Herkes tarafından anlaşılan bi insan olmak kadar gereksiz bi çaba yok sanki. Herkesin anladığı ya da aslında sadece anladığını sandığını iddia ettiği şeyleri pek sevememişimdir hep. Popüler kitapları okumaktan hep kaçmışımdır. Üstünden yıllar geçtikten sonra kitaplar hala anlam ifade etmektelerse gerçekten okumaya değer gelirler bana, ne biliyim o kadar uzun yaşamıyoruz sonuçta ortalama bi insan hayatını baz alırsak. Bi de buna kuvvetle muhtemel normal bi insan ömründen daha kısa yaşayacağımı katarsam –ki uzun yaşamak ki bi arzum olduğu çıkarılmasın, bu bir hayıflanma değil-, Vaktimi okuduktan sonra “bune lan” diyeceğim bir kitapla harcamak istemem.

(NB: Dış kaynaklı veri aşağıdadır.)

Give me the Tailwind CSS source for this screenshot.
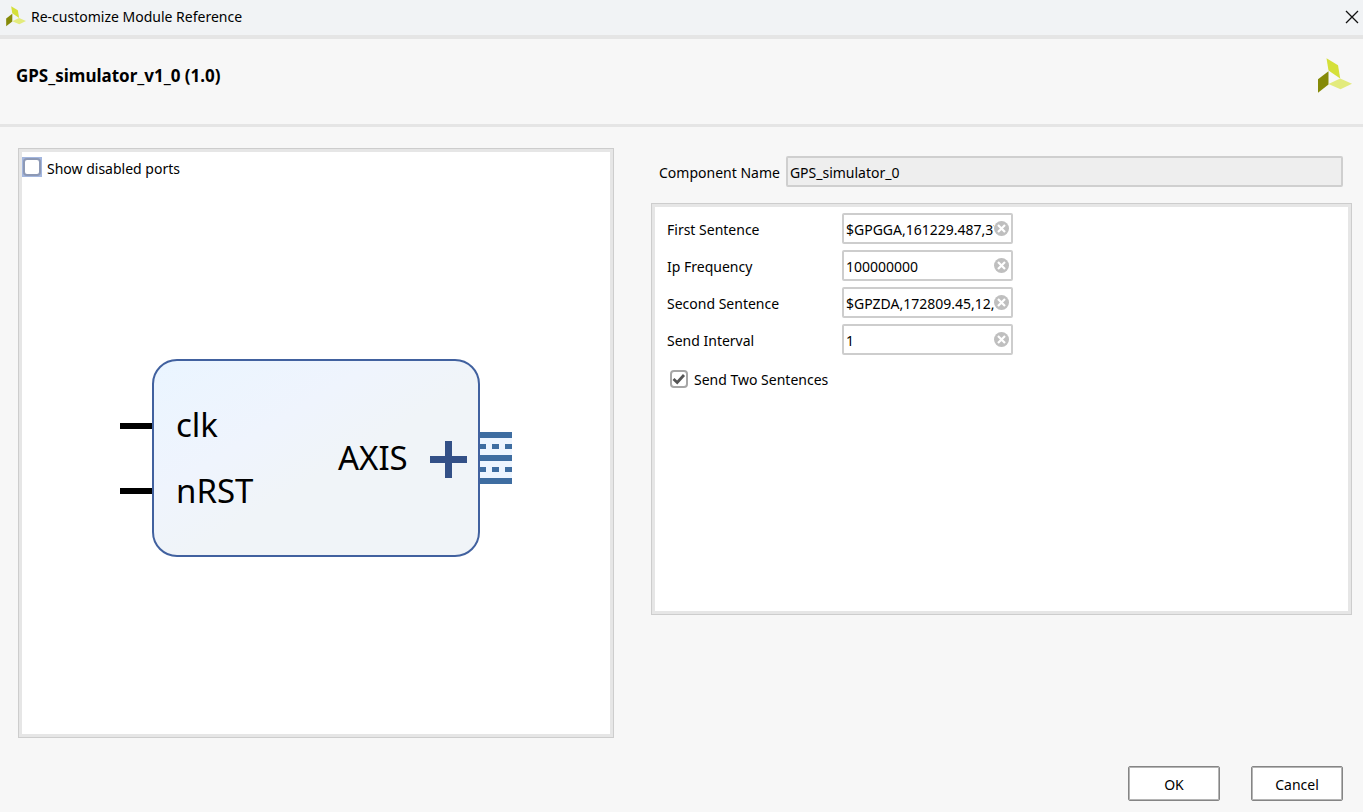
<!DOCTYPE html>
<html lang="en">
<head>
<meta charset="utf-8">
<title>Re-customize Module Reference</title>
<script src="https://cdn.jsdelivr.net/npm/@tailwindcss/browser@4"></script>
</head>
<body class="flex min-h-screen flex-col bg-[#f7f7f7] font-['Noto_Sans','Open_Sans',sans-serif] text-sm text-black">
  <svg class="hidden" aria-hidden="true">
    <symbol id="logo" viewBox="0 0 36 36">
      <path d="M10.500 0.300L22 7.300L24.200 20.500L12.500 12.500Z" fill="#d5e03a"/>
      <path d="M12.500 13.200V26.500L2 34.800V21.300Z" fill="#858a08"/>
      <path d="M12.500 26L24.200 20.500L36 25.700L24.500 31.300Z" fill="#e3eb7c"/>
    </symbol>
    <symbol id="clear" viewBox="0 0 15 15">
      <circle cx="7.500" cy="7.500" r="7.500" fill="#bfbfbf"/>
      <path d="M4 4L11 11M11 4L4 11" stroke="#fff" stroke-width="2.200"/>
    </symbol>
  </svg>

  <header class="flex h-[39px] items-center justify-between border-b-4 border-[#e5e5e5] bg-[#f1f3f5] pr-1 pb-[2px] pl-[5px]">
    <div class="flex items-center gap-[5px]">
      <svg class="size-[21px]" aria-hidden="true"><use href="#logo"/></svg>
      <span>Re-customize Module Reference</span>
    </div>
    <button type="button" aria-label="Close" class="flex size-[14px] items-center justify-center">
      <svg class="size-[14px]" viewBox="0 0 14 14" aria-hidden="true"><path d="M1 1L13 13M13 1L1 13" stroke="#111" stroke-width="1.300"/></svg>
    </button>
  </header>

  <section class="flex h-[88px] items-center justify-between border-b-3 border-[#e5e5e5] px-4 pb-3">
    <h1 class="pt-[2px] text-[17px] font-bold">GPS_simulator_v1_0 (1.0)</h1>
    <svg class="-mr-[5px] size-9" aria-hidden="true"><use href="#logo"/></svg>
  </section>

  <main class="grid flex-1 grid-cols-[596fr_701fr] gap-[37px] pt-[21px] pr-[11px] pl-[18px]">
    <section class="flex flex-col border border-[#cdcdcd]">
      <div class="flex flex-1 flex-col border-3 border-[#e6e6e6] bg-white">
        <label class="flex h-[30px] items-center gap-[5px]">
          <span class="grid bg-[#a3b6de] p-px">
            <input type="checkbox" class="size-[18px] appearance-none rounded-[4px] border-2 border-[#8d99b5] bg-white">
          </span>
          <span class="pt-[3px]">Show disabled ports</span>
        </label>
        <div class="flex flex-1 items-center justify-center">
          <svg class="h-[198px] w-[392px]" viewBox="0 0 392 198" role="img" aria-label="Block diagram">
            <defs>
              <linearGradient id="block" x1="0" y1="0" x2="1" y2="1">
                <stop offset="0" stop-color="#eaf5ff"/>
                <stop offset="0.350" stop-color="#eff4fd"/>
                <stop offset="0.550" stop-color="#f0f4f8"/>
                <stop offset="1" stop-color="#f0f4f8"/>
              </linearGradient>
            </defs>
            <rect x="33" y="1" width="326" height="196" rx="24" fill="url(#block)" stroke="#41619f" stroke-width="2"/>
            <path d="M0 67H32M0 132H32" stroke="#000" stroke-width="6"/>
            <rect x="360" y="73" width="32" height="52" fill="#edf5ff"/>
            <path d="M360 76H392M360 99H392M360 122H392" stroke="#3e6da1" stroke-width="6"/>
            <path d="M360 87.500H366M372 87.500H379M385 87.500H392M360 110.500H366M372 110.500H379M385 110.500H392" stroke="#3e6da1" stroke-width="5"/>
            <path d="M310 100.500H347M328.500 82V119" stroke="#335087" stroke-width="7"/>
            <g font-size="33" fill="#000">
              <text x="56" y="78">clk</text>
              <text x="56" y="144">nRST</text>
              <text x="218" y="111">AXIS</text>
            </g>
          </svg>
        </div>
      </div>
    </section>

    <section class="flex flex-col pt-2">
      <div class="flex items-center gap-[6px] pr-[9px] pl-2">
        <label for="component" class="pt-[2px]">Component Name</label>
        <input id="component" type="text" readonly value="GPS_simulator_0" class="h-[31px] min-w-0 flex-1 rounded-[2px] border-2 border-[#cfcfcf] bg-[#eeeeee] px-[2px] pt-[2px]">
      </div>
      <div class="mt-4 border border-[#cdcdcd]">
        <div class="min-h-[410px] border-3 border-[#e6e6e6] bg-white px-3 pt-[6px]">
          <div class="grid grid-cols-[175px_171px] items-center gap-y-[6px]">
            <label for="first" class="pt-[2px]">First Sentence</label>
            <div class="flex h-[31px] items-center rounded-[2px] border-2 border-[#cdcdcd] bg-white pr-[2px] pl-[2px]">
              <input id="first" type="text" value="$GPGGA,161229.487,3723.2475,N,12158.3416,W,1,07,1.0,9.0,M,,,,0000*18" class="h-full min-w-0 flex-1 pt-[2px] outline-none">
              <button type="button" aria-label="Clear First Sentence"><svg class="size-[15px]" aria-hidden="true"><use href="#clear"/></svg></button>
            </div>
            <label for="freq" class="pt-[2px]">Ip Frequency</label>
            <div class="flex h-[31px] items-center rounded-[2px] border-2 border-[#cdcdcd] bg-white pr-[2px] pl-[2px]">
              <input id="freq" type="text" value="100000000" class="h-full min-w-0 flex-1 pt-[2px] outline-none">
              <button type="button" aria-label="Clear Ip Frequency"><svg class="size-[15px]" aria-hidden="true"><use href="#clear"/></svg></button>
            </div>
            <label for="second" class="pt-[2px]">Second Sentence</label>
            <div class="flex h-[31px] items-center rounded-[2px] border-2 border-[#cdcdcd] bg-white pr-[2px] pl-[2px]">
              <input id="second" type="text" value="$GPZDA,172809.45,12," class="h-full min-w-0 flex-1 pt-[2px] outline-none">
              <button type="button" aria-label="Clear Second Sentence"><svg class="size-[15px]" aria-hidden="true"><use href="#clear"/></svg></button>
            </div>
            <label for="interval" class="pt-[2px]">Send Interval</label>
            <div class="flex h-[31px] items-center rounded-[2px] border-2 border-[#cdcdcd] bg-white pr-[2px] pl-[2px]">
              <input id="interval" type="text" value="1" class="h-full min-w-0 flex-1 pt-[2px] outline-none">
              <button type="button" aria-label="Clear Send Interval"><svg class="size-[15px]" aria-hidden="true"><use href="#clear"/></svg></button>
            </div>
          </div>
          <label class="mt-3 flex items-center gap-[6px] pl-[3px]">
            <span class="grid">
              <input type="checkbox" checked class="col-start-1 row-start-1 size-[18px] appearance-none rounded-[4px] border-2 border-[#a6a6a6] bg-white">
              <svg class="pointer-events-none col-start-1 row-start-1 size-[18px]" viewBox="0 0 18 18" aria-hidden="true"><path d="M3.500 9L7.200 12.500L14 5" fill="none" stroke="#555" stroke-width="2.800"/></svg>
            </span>
            <span class="pt-[3px]">Send Two Sentences</span>
          </label>
        </div>
      </div>
    </section>
  </main>

  <footer class="flex justify-end gap-[31px] pt-7 pr-5 pb-[11px]">
    <button type="button" class="h-[35px] w-[92px] rounded-[2px] border border-[#858585] bg-white pt-[2px] shadow-[inset_0_0_0_1px_#b5b5b5]">OK</button>
    <button type="button" class="h-[35px] w-[92px] rounded-[2px] border border-[#858585] bg-white pt-[2px] shadow-[inset_0_0_0_1px_#b5b5b5]">Cancel</button>
  </footer>
</body>
</html>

Yazar olmak isterdim fakat yazdıklarımı anlayacak kitle o kadar ufak olurdu ki, gidip de o kitabın basılmasıyla insanların harcayacağı çabaların hepsi boşuna olurdu, -kitap yazan ama basmayan bi yazar olabilirim yani bak-. Hem insanın içine daral getiren boşvermişlikle alakalı yazılardan kaç kişinin hoşlanması mümkün ki. Şu cümleyi yazdıktan sonra bile “siktir et abi sikimsokum tasarımcılık(lütfen evcilik gibi bişi algılayın bunu) adı altında bir yerlerde bişiler yaparsın işte, anlamsız bişiler, kendini tatmin etmeye o kadar da uğraşma, kim tatmin olmuş ki dünyada” diyosam ortada ciddi bi boşverme sorunu vardır; ama bu umurumda mıdır?

"bilmem" diye kendi kendime yanıt verdikten sonra tramvaydan inmiştim artık. biraz aptal aptal yürüdükten sonra sayısal oynayayım bari dedim. ilk kolona son gördüğüm 6 arabanın plakasının son iki rakamını girdim. diğer ikisini, rastgele bir biçimde işaretledim. bu sırada yanımda kupon dolduran dayı, "bu akşam çekilmiyor o" diyormuş ısrarla birşey söylemeye çalıştığını görünce kulaklığı çıkardım ve ozman duymuş bulundum kendisinden heyecanlı heyecanlı ve "yıllarımı şans oyunlarına verdim ben" müzmin kaybedenliğiyle çıkan sesler bütününü, "hemen zengin olmama gerek yok, cumartesiyi bekleyebilirim" ile "fark etmez nasılsa çıkmayacak" arası bir bakış ataraktan, "biliyorum" dedim. kupon yatırma sırası beklerken bana melul melul bakan tuzlu fıstık paketlerine de daha fazla dayanamayıp tuzlu fıstık da alıp dükkandan çıktım.

asla tutmayacağını bildiği, henüz çekilmemiş olan loto kuponlarını şu sıralar okuduğu kitabın arasına koymuş olmanın verdiği garip hissiyatla bi sigara daha yakıp yoluma devam etmek o kadar da kötü bir duygu değildi. eve gelip iki saat yatakta debelenip uyuyamayacağını anladıktan sonra, "zaten 12'de uyanacaktım mk" diye bir küfür savurdum, ettiğim küfürün hemen sonrası "ya kupon tutarsa..." şeklinde başlayan hayaller bile kurmadığımı farkettim iki saatlik uyumaya çalışma sürecinde.
hayal kursaydım uyumuş olurdum, olmadı ne yapalım.

2 yorum:

moroff dedi ki...

çok okunanları ben de tam olarak bu sebepten dolayı okumuyorum lan. haklıyız bence; ortalama algı düzeyini hesaba katarsak, kaygı duymak ve uzak durmak için yeterince sebebe sahibiz. bunlara bi de popüler kitapların hakikaten de çok boktan olduğu gerçeğini katabiliriz aslında. ayy ben twilight'ı çok seviyorum, grangé süper yazar, üstelik bi tane kişisel gelişim kitabı okudum, pırıl pırıl oldum. ben SİKRIT yaptım, bu sınavı kesin geçiceeeem! SİK demişken, siktir et'i okudun mu? inanılmaz, tek kelimeyle inanılmaz. hayatımı derinden etkiledi

boşvernist dedi ki...

off hotmail'im adresime bakmakla yeni gördüm:
olm olm bi tane kişisel gelişim kitabı okudum pırıl pırıl oldum'a bittim ben, aragarhrgahrgahrghargh şeklinde yarıldım.

o değil de o SİKTİR ET'in amına koyayım ben(birinde görüp iki göz atmıştım, okumadım tabii ki); çok daha iyisini yazardım lan ben onun artık manası kalmayacak tabi yazmanın tey tey.